* GIVEN PROBLEM:
Filter this material down to the lines that hold "table", copying each one.

* MATERIAL:
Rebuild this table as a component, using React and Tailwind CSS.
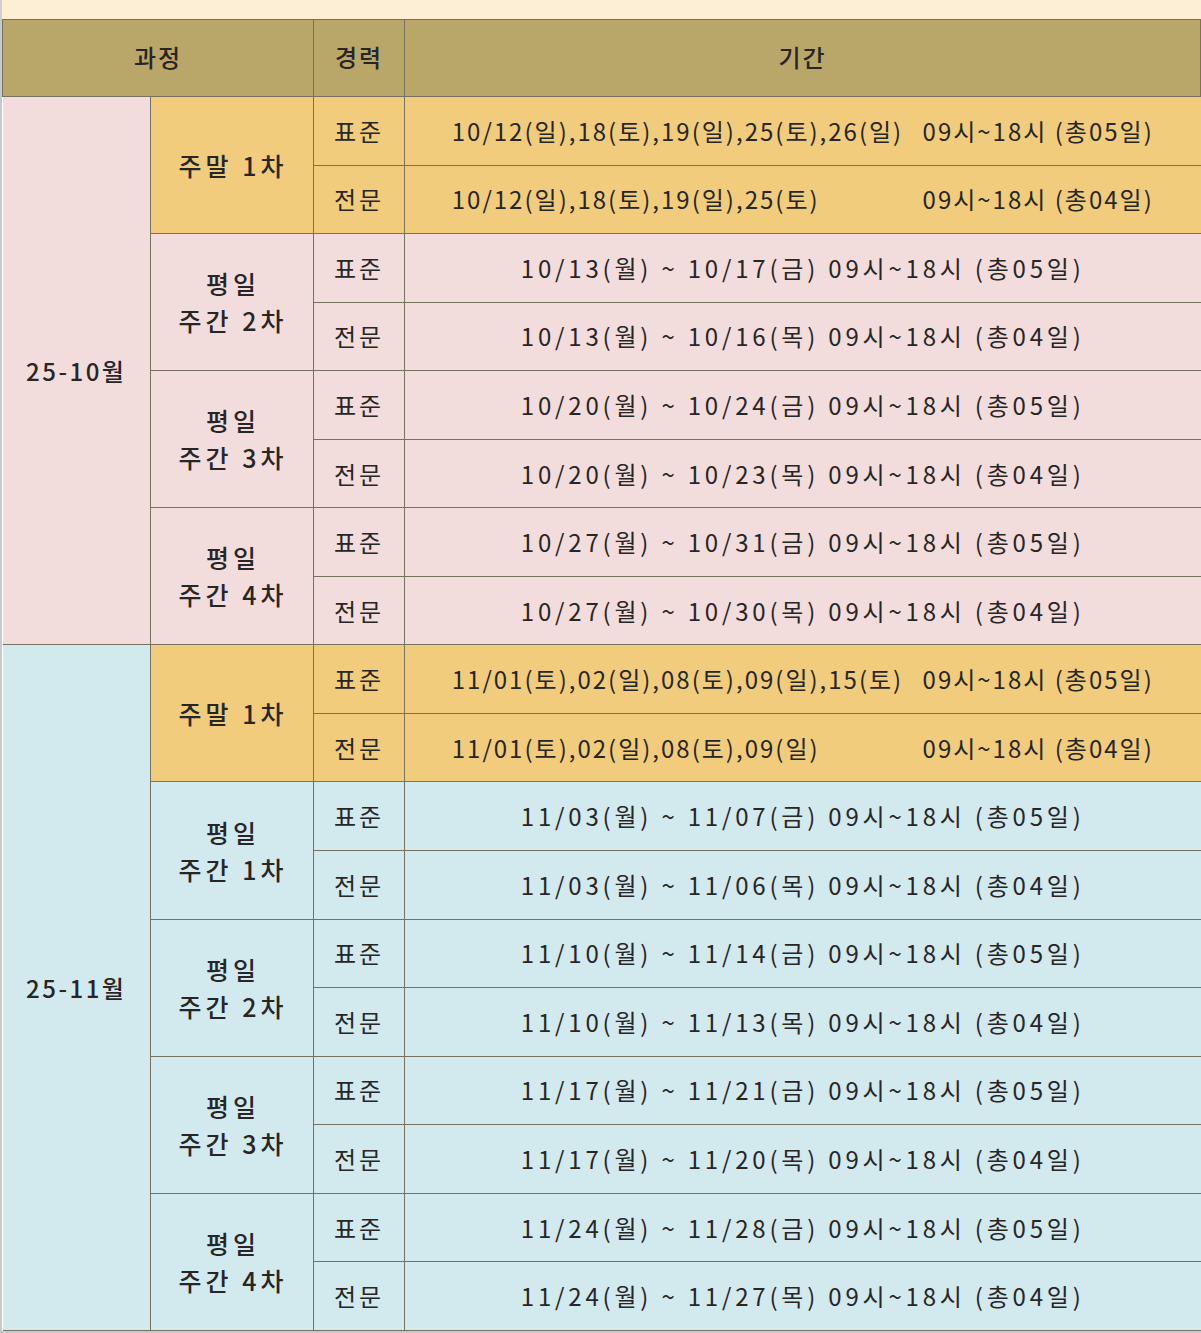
import React from "react";

const FONT = { fontFamily: '"Noto Sans CJK KR", "Noto Sans", sans-serif' };

const months = [
  {
    label: "25-10월",
    bg: "bg-[#f3dcdc]",
    groups: [
      {
        weekend: true,
        name: ["주말 1차"],
        rows: [
          ["표준", "10/12(일),18(토),19(일),25(토),26(일)", "09시~18시 (총05일)"],
          ["전문", "10/12(일),18(토),19(일),25(토)", "09시~18시 (총04일)"],
        ],
      },
      {
        name: ["평일", "주간 2차"],
        rows: [
          ["표준", "10/13(월) ~ 10/17(금) 09시~18시 (총05일)"],
          ["전문", "10/13(월) ~ 10/16(목) 09시~18시 (총04일)"],
        ],
      },
      {
        name: ["평일", "주간 3차"],
        rows: [
          ["표준", "10/20(월) ~ 10/24(금) 09시~18시 (총05일)"],
          ["전문", "10/20(월) ~ 10/23(목) 09시~18시 (총04일)"],
        ],
      },
      {
        name: ["평일", "주간 4차"],
        rows: [
          ["표준", "10/27(월) ~ 10/31(금) 09시~18시 (총05일)"],
          ["전문", "10/27(월) ~ 10/30(목) 09시~18시 (총04일)"],
        ],
      },
    ],
  },
  {
    label: "25-11월",
    bg: "bg-[#d2e9ee]",
    groups: [
      {
        weekend: true,
        name: ["주말 1차"],
        rows: [
          ["표준", "11/01(토),02(일),08(토),09(일),15(토)", "09시~18시 (총05일)"],
          ["전문", "11/01(토),02(일),08(토),09(일)", "09시~18시 (총04일)"],
        ],
      },
      {
        name: ["평일", "주간 1차"],
        rows: [
          ["표준", "11/03(월) ~ 11/07(금) 09시~18시 (총05일)"],
          ["전문", "11/03(월) ~ 11/06(목) 09시~18시 (총04일)"],
        ],
      },
      {
        name: ["평일", "주간 2차"],
        rows: [
          ["표준", "11/10(월) ~ 11/14(금) 09시~18시 (총05일)"],
          ["전문", "11/10(월) ~ 11/13(목) 09시~18시 (총04일)"],
        ],
      },
      {
        name: ["평일", "주간 3차"],
        rows: [
          ["표준", "11/17(월) ~ 11/21(금) 09시~18시 (총05일)"],
          ["전문", "11/17(월) ~ 11/20(목) 09시~18시 (총04일)"],
        ],
      },
      {
        name: ["평일", "주간 4차"],
        rows: [
          ["표준", "11/24(월) ~ 11/28(금) 09시~18시 (총05일)"],
          ["전문", "11/24(월) ~ 11/27(목) 09시~18시 (총04일)"],
        ],
      },
    ],
  },
];

const cell = "border border-[#77715f] text-center align-middle p-0";

export default function App() {
  return (
    <div className="w-[1201px] bg-white text-[#262626]" style={FONT}>
      <div className="h-[19px] bg-[#fcefd6] border-l-2 border-[#cfcfcf]" />
      <div className="border-l-2 border-b-[3px] border-[#c9c9c9]">
        <table className="w-full table-fixed border-collapse text-[24px] leading-none">
          <colgroup>
            <col className="w-[148px]" />
            <col className="w-[163px]" />
            <col className="w-[91px]" />
            <col />
          </colgroup>
          <thead>
            <tr className="h-[77px] bg-[#b9a76a]">
              <th colSpan={2} className={`${cell} font-medium tracking-[2px] pb-[3px]`}>과정</th>
              <th className={`${cell} font-medium tracking-[2px] pb-[3px]`}>경력</th>
              <th className={`${cell} font-medium tracking-[2px] pb-[3px]`}>기간</th>
            </tr>
          </thead>
          <tbody>
            {months.map((m) =>
              m.groups.map((g, gi) =>
                g.rows.map((r, ri) => {
                  const groupBg = g.weekend ? "bg-[#f1cc7c]" : m.bg;
                  return (
                    <tr key={m.label + gi + ri} className="h-[68.55px]">
                      {gi === 0 && ri === 0 && (
                        <td
                          rowSpan={m.groups.length * 2}
                          className={`${cell} ${m.bg} font-medium tracking-[2.5px] border-l-0`}
                        >
                          {m.label}
                        </td>
                      )}
                      {ri === 0 && (
                        <td rowSpan={2} className={`${cell} ${groupBg} font-medium text-[25px]`}>
                          <div className="flex flex-col items-center gap-[12px] tracking-[4px] pl-[2px]">
                            {g.name.map((n) => (
                              <span key={n} className="whitespace-pre">
                                {n}
                              </span>
                            ))}
                          </div>
                        </td>
                      )}
                      <td className={`${cell} ${groupBg} tracking-[3px]`}>{r[0]}</td>
                      <td className={`${cell} ${groupBg} border-r-0`}>
                        {r.length === 3 ? (
                          <div className="mx-auto flex w-[702px] justify-between tracking-[2px]">
                            <span>{r[1]}</span>
                            <span>{r[2]}</span>
                          </div>
                        ) : (
                          <span className="tracking-[3.8px] whitespace-pre">{r[1]}</span>
                        )}
                      </td>
                    </tr>
                  );
                })
              )
            )}
          </tbody>
        </table>
      </div>
    </div>
  );
}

* EXPECTED ANSWER:
Rebuild this table as a component, using React and Tailwind CSS.
        <table className="w-full table-fixed border-collapse text-[24px] leading-none">
        </table>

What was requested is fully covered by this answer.